Avec seulement trois titres au compteur, "We Are Legend" se propose de nous emmener dans un univers conceptuel post-apocalypse, probablement en référence au célèbre film du quasi-même nom de Francis Lawrence, "I Am Legend". Magenta, les derniers survivants du prog ???
Toujours est-il que les 26 minutes percutantes de 'Trojan' vont très vite plonger l'auditeur dans le vif du sujet. Mêlant le meilleur de "Revolutions" et "Seven", ce titre epique est magnifiquement porté par une batterie vigoureuse et inspirée, avec notamment de superbes syncopes dans les chorus initiaux et finaux. Les nombreux thèmes s'enchaînent de manière très naturelle, tous plus inspirés les uns que les autres, avec un équilibre judicieux entre parties instrumentales et chantées, ces dernières étant comme d'habitude magnifiquement servies par une Christina au mieux de sa forme.

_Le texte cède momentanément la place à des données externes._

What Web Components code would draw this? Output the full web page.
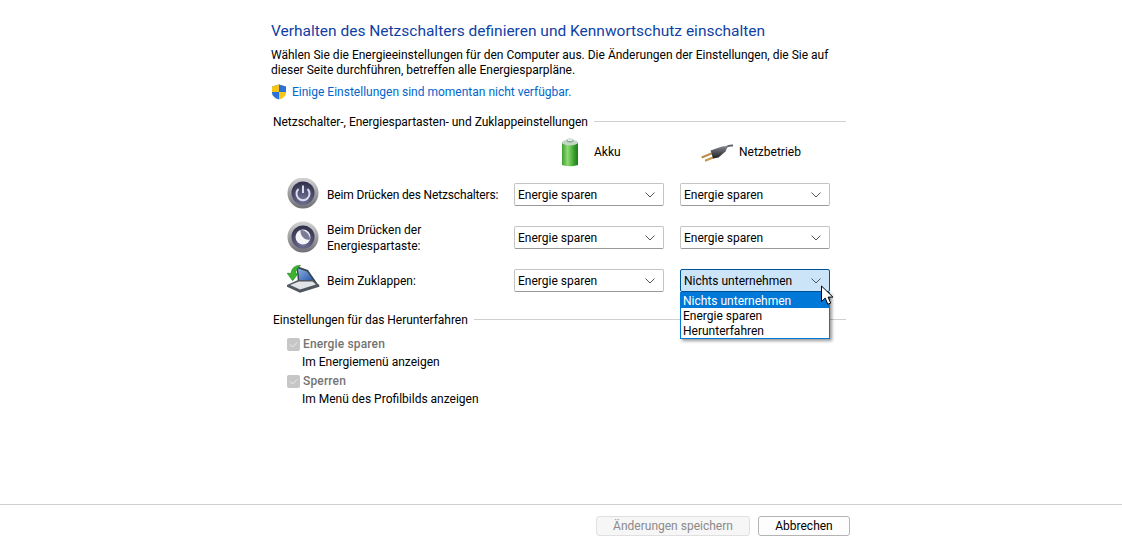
<!DOCTYPE html>
<html lang="de">
<head>
<meta charset="utf-8">
<title>Systemeinstellungen</title>
<style>
    html, body { margin: 0; height: 100%; background: #fff; }
    body { font: 12px Roboto, "Liberation Sans", sans-serif; color: #000; }
</style>
</head>
<body>
<power-page>
    <h-line slot="g1" label="Netzschalter-, Energiespartasten- und Zuklappeinstellungen"></h-line>
    <power-row slot="rows" icon="power"><span style="letter-spacing:-.16px">Beim Drücken des Netzschalters:</span><combo-box slot="a" value="Energie sparen"></combo-box><combo-box slot="b" value="Energie sparen"></combo-box></power-row>
    <power-row slot="rows" icon="sleep">Beim Drücken der<br>Energiespartaste:<combo-box slot="a" value="Energie sparen"></combo-box><combo-box slot="b" value="Energie sparen"></combo-box></power-row>
    <power-row slot="rows" icon="lid">Beim Zuklappen:<combo-box slot="a" value="Energie sparen"></combo-box><combo-box slot="b" value="Nichts unternehmen" open></combo-box></power-row>
    <h-line slot="g2" label="Einstellungen für das Herunterfahren"></h-line>
    <check-item slot="checks" label="Energie sparen" hint="Im Energiemenü anzeigen"></check-item>
    <check-item slot="checks" label="Sperren" hint="Im Menü des Profilbilds anzeigen"></check-item>
    <action-button slot="footer" disabled>Änderungen speichern</action-button>
    <action-button slot="footer">Abbrechen</action-button>
</power-page>

<script>
const FONT = `Roboto, "Liberation Sans", sans-serif`

const DISC = `
    <defs>
        <linearGradient id="r" x1="0" y1="0" x2="0" y2="1"><stop offset="0" stop-color="#d4d4d6"/><stop offset="1" stop-color="#6f6f74"/></linearGradient>
        <radialGradient id="f" cx=".5" cy=".8" r=".8"><stop offset="0" stop-color="#73739c"/><stop offset="1" stop-color="#2e2e48"/></radialGradient>
    </defs>
    <circle cx="16" cy="16" r="15.500" fill="url(#r)"/><circle cx="16" cy="16" r="11.500" fill="url(#f)"/>`

const ICONS = {
    power: `<svg width="32" height="32" viewBox="0 1 32 32">${DISC}
        <path d="M11.500 12a6.500 6.500 0 1 0 9 0" fill="none" stroke="#dcdcea" stroke-width="2"/>
        <path d="M16 8.500v7.500" stroke="#dcdcea" stroke-width="2"/>
    </svg>`,
    sleep: `<svg width="32" height="32" viewBox="0 0 32 32">${DISC}
        <circle cx="16" cy="16" r="7.500" fill="#f4f4f9"/>
        <path d="M13.500 9C18 8.500 23 13 23 18.500 18 20 13 15 13.500 9z" fill="#7b7b96"/>
    </svg>`,
    lid: `<svg width="33" height="30" viewBox="0 0 33 30">
        <defs><linearGradient id="s" x1="0" y1="0" x2="1" y2="1"><stop offset="0" stop-color="#8ab2e4"/><stop offset="1" stop-color="#1f4f9e"/></linearGradient></defs>
        <path d="M9.500 2L21 6l9 13H11z" fill="#39424f"/>
        <path d="M11 4.500L20 7.500l7.500 10.500H12.500z" fill="url(#s)"/>
        <path d="M0 21l11-5h15.300l6 5v1.700L13 28.700 0 22.700z" fill="#50575f"/>
        <path d="M3 21l9-3.500h13.500L29 20.500 13 25.500z" fill="#e2e4e7"/>
        <path d="M13.500 1.500C8.500 1 4.500 4 4.200 9.300H.200l5.500 7.400 5.600-7.400H8.400C8.800 6.500 10.800 3.500 13.500 1.500z" fill="#3bb32e" stroke="#1d7d1a" stroke-width=".6"/>
    </svg>`,
    battery: `<svg width="24" height="32" viewBox="0 0 24 32">
        <defs><linearGradient id="b" x1="0" y1="0" x2="1" y2="0"><stop offset="0" stop-color="#3f9e32"/><stop offset=".35" stop-color="#8fdb72"/><stop offset=".75" stop-color="#3aa02c"/><stop offset="1" stop-color="#1c7a1d"/></linearGradient></defs>
        <path d="M3 6.500h16v22.500q-8 2.500-16 0z" fill="url(#b)"/>
        <ellipse cx="11" cy="6.500" rx="8" ry="3" fill="#c3d8c4"/>
        <ellipse cx="11" cy="4.500" rx="3.500" ry="2" fill="#8ea79c"/>
        <ellipse cx="11" cy="3.900" rx="2.800" ry="1.200" fill="#e1ebe6"/>
    </svg>`,
    plug: `<svg width="36" height="22" viewBox="0 0 36 22">
        <defs><linearGradient id="p" x1="0" y1="0" x2="0" y2="1"><stop offset="0" stop-color="#82868c"/><stop offset="1" stop-color="#1d2024"/></linearGradient></defs>
        <path d="M26 6q3-1.800 7-1.500" fill="none" stroke="#5d6066" stroke-width="2"/>
        <path d="M1.700 16.500L11.700 12.300" stroke="#b98a45" stroke-width="2"/>
        <path d="M5 19.700L15 15.700" stroke="#c39a52" stroke-width="2"/>
        <path d="M10.500 9.500L22 5.500l6-.500-2.500 5.500-7 6-5.500 1z" fill="url(#p)"/>
    </svg>`
}

class HLine extends HTMLElement {
    constructor() {
        super()
        this.attachShadow({ mode: 'open' })
        this.shadowRoot.innerHTML = `
            <style>
                :host { display: flex; align-items: center; gap: 6px; padding-left: 2px; height: 16px; }
                span { white-space: nowrap; letter-spacing: -.03px; padding-top: 2px; }
                i { flex: 1; height: 1px; background: #d0d0d0; }
            </style>
            <span>${this.getAttribute('label')}</span><i></i>
        `
    }
}

class ComboBox extends HTMLElement {
    constructor() {
        super()
        this.attachShadow({ mode: 'open' })
        const open = this.hasAttribute('open')
        const items = ['Nichts unternehmen', 'Energie sparen', 'Herunterfahren']
        this.shadowRoot.innerHTML = `
            <style>
                :host { display: block; position: relative; width: 150px; height: 23px; }
                .box {
                    box-sizing: border-box; height: 23px; display: flex; align-items: center; justify-content: space-between;
                    padding: 0 8px 0 3px; background: #fff; border: 1px solid #c4c4c4; border-bottom-color: #999; border-radius: 2px;
                }
                :host([open]) .box { background: #cce4f7; border-color: #005499; }
                .list {
                    position: absolute; left: 0; top: 23px; width: 150px; box-sizing: border-box; z-index: 2;
                    background: #fff; border: 1px solid #0078d7; box-shadow: 2px 2px 3px rgba(0,0,0,.4);
                }
                .list div { height: 15px; line-height: 16px; padding-left: 2px; }
                .list div:first-child { background: #0078d7; color: #fff; }
                svg { display: block; }
            </style>
            <div class="box"><span>${this.getAttribute('value')}</span>
                <svg width="10" height="6" viewBox="0 0 10 6"><path d="M.5.500L5 5 9.500.500" fill="none" stroke="#555"/></svg>
            </div>
            ${open ? `<div class="list">${items.map(i => `<div>${i}</div>`).join('')}</div>
            <svg style="position:absolute;left:140px;top:16px;z-index:3" width="14" height="21" viewBox="0 0 14 21"><path d="M1.500 1v15.500l3.700-3.400 2.600 6.200 2.900-1.200-2.600-6h4.800z" fill="#fff" stroke="#000"/></svg>` : ''}
        `
    }
}

class PowerRow extends HTMLElement {
    constructor() {
        super()
        this.attachShadow({ mode: 'open' })
        this.shadowRoot.innerHTML = `
            <style>
                :host { display: grid; grid-template-columns: 32px 195px 150px 166px; align-items: center; height: 33px; }
                .icon { align-self: start; }
                .label { padding-left: 8px; line-height: 16px; white-space: nowrap; }
                .b { margin-left: 16px; }
                svg { display: block; }
            </style>
            <div class="icon">${ICONS[this.getAttribute('icon')]}</div>
            <div class="label"><slot></slot></div>
            <div class="a"><slot name="a"></slot></div>
            <div class="b"><slot name="b"></slot></div>
        `
    }
}

class CheckItem extends HTMLElement {
    constructor() {
        super()
        this.attachShadow({ mode: 'open' })
        this.shadowRoot.innerHTML = `
            <style>
                :host { display: grid; grid-template-columns: 16px auto; grid-template-rows: 16px 16px; line-height: 16px; padding-left: 16px; height: 37px; }
                .box { width: 13px; height: 13px; margin-top: 2px; border-radius: 2px; background: #c6c6c6; display: block; }
                b { font-weight: 500; color: #747474; letter-spacing: .15px; }
                .hint { grid-column: 2; margin: 2px 0 0 -1px; }
            </style>
            <svg class="box" viewBox="0 0 13 13"><path d="M3 6.500l2.500 2.500L10 4.500" fill="none" stroke="#eee" stroke-width="1"/></svg>
            <b>${this.getAttribute('label')}</b>
            <span class="hint">${this.getAttribute('hint')}</span>
        `
    }
}

class ActionButton extends HTMLElement {
    constructor() {
        super()
        this.attachShadow({ mode: 'open' })
        this.shadowRoot.innerHTML = `
            <style>
                :host { display: flex; align-items: center; justify-content: center; box-sizing: border-box; height: 20px; width: 92px;
                    background: #fdfdfd; border: 1px solid #b4b4b4; border-radius: 3px; }
                :host([disabled]) { width: 154px; color: #8a8a8a; background: #f6f6f6; border-color: #e0e0e0; }
            </style>
            <slot></slot>
        `
    }
}

class PowerPage extends HTMLElement {
    constructor() {
        super()
        this.attachShadow({ mode: 'open' })
        this.shadowRoot.innerHTML = `
            <style>
                :host { display: flex; flex-direction: column; height: 547px; overflow: hidden; font-family: ${FONT}; font-size: 12px; }
                main { flex: 1; box-sizing: border-box; width: 575px; margin-left: 271px; padding-top: 21px; }
                h1 { margin: 0; font-size: 15.5px; line-height: 20px; font-weight: 400; color: #0f3fa6; white-space: nowrap; }
                p { margin: 7px 0 0; line-height: 15px; white-space: nowrap; }
                .note { display: flex; align-items: center; gap: 5px; margin-top: 5px; height: 18px; color: #0066cc; }
                .g1 { margin-top: 12px; }
                .heads { display: flex; height: 32px; margin-top: 7px; }
                .head { display: flex; align-items: center; }
                .rows { display: flex; flex-direction: column; gap: 10px; margin: 10px 0 0 16px; }
                .g2 { margin-top: 14px; }
                .checks { margin-top: 9px; }
                svg { display: block; }
                footer { box-sizing: border-box; height: 43px; border-top: 1px solid #cfcfcf; display: flex; justify-content: flex-end; align-items: flex-start; gap: 8px; padding: 11px 272px 0 0; }
            </style>
            <main>
                <h1>Verhalten des Netzschalters definieren und Kennwortschutz einschalten</h1>
                <p>Wählen Sie die Energieeinstellungen für den Computer aus. Die Änderungen der Einstellungen, die Sie auf<br>dieser Seite durchführen, betreffen alle Energiesparpläne.</p>
                <div class="note">
                    <svg width="16" height="16" viewBox="0 0 16 16">
                        <path d="M8 .500L1 2.500v6c0 3.500 3 5.800 7 7z" fill="#2a72d8"/>
                        <path d="M8 .500l7 2v6c0 3.500-3 5.800-7 7z" fill="#f5c518"/>
                        <path d="M1 2.500l7-2v7.500H1z" fill="#f5c518"/>
                        <path d="M8 .500l7 2v5.500H8z" fill="#2a72d8"/>
                    </svg>
                    Einige Einstellungen sind momentan nicht verfügbar.
                </div>
                <div class="g1"><slot name="g1"></slot></div>
                <div class="heads">
                    <div class="head" style="margin-left:288px;width:141px;gap:11px">${ICONS.battery}<span>Akku</span></div>
                    <div class="head" style="gap:3px">${ICONS.plug}<span>Netzbetrieb</span></div>
                </div>
                <div class="rows"><slot name="rows"></slot></div>
                <div class="g2"><slot name="g2"></slot></div>
                <div class="checks"><slot name="checks"></slot></div>
            </main>
            <footer><slot name="footer"></slot></footer>
        `
    }
}

customElements.define('h-line', HLine)
customElements.define('combo-box', ComboBox)
customElements.define('power-row', PowerRow)
customElements.define('check-item', CheckItem)
customElements.define('action-button', ActionButton)
customElements.define('power-page', PowerPage)
</script>
</body>
</html>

Le son est énorme, notamment dans les chorus symphoniques desquels se dégage la guitare solo, accompagnée par une basse chantante. L'écoute de celle-ci est d'ailleurs un vrai bonheur à elle seule, peu de groupes pouvant se targuer de ne pas considérer cet instrument comme un simple marqueur rythmique, d'autant que la production aux petits oignons permet d'en distinguer toutes les nuances.
Après un tel pavé, les deux autres titres s'avèrent plus compliqués à aborder. La cohérence des différentes sections de 'Colours' est de prime abord peu évidente. On y trouve ainsi une partie carrément floydienne, tout droite sortie de 'Shine on You Crazy Diamond', posée au milieu des sonorités et thèmes traditionnels de Magenta. L'effet est quelque peu bizarre, surtout lorsque le groupe revient à l'issue de cette section à son thème initial. Quant à 'Legend', il s'agit d'un morceau complexe, comprenant de nombreuses ruptures de thèmes, d'intensité, et proposant de surcroit certaines harmonies dissonantes peu évidentes à aborder après l'extrême fluidité proposée par la véritable symphonie progressive posée en ouverture de l'album.
S'ajoutant à la déjà très riche discographie de Magenta, "We Are Legend" s'y insère dans la continuité des opus précédents. Sans révolutionner le style du groupe tout en y apportant quelques légères évolutions, cette nouvelle production conforte la place en haut du panier de la bande à Rob Reed, celui-ci évitant habilement la redite tout en conservant cette coloration si singulière qui rend attachant et attractif chaque nouvel effort discographique.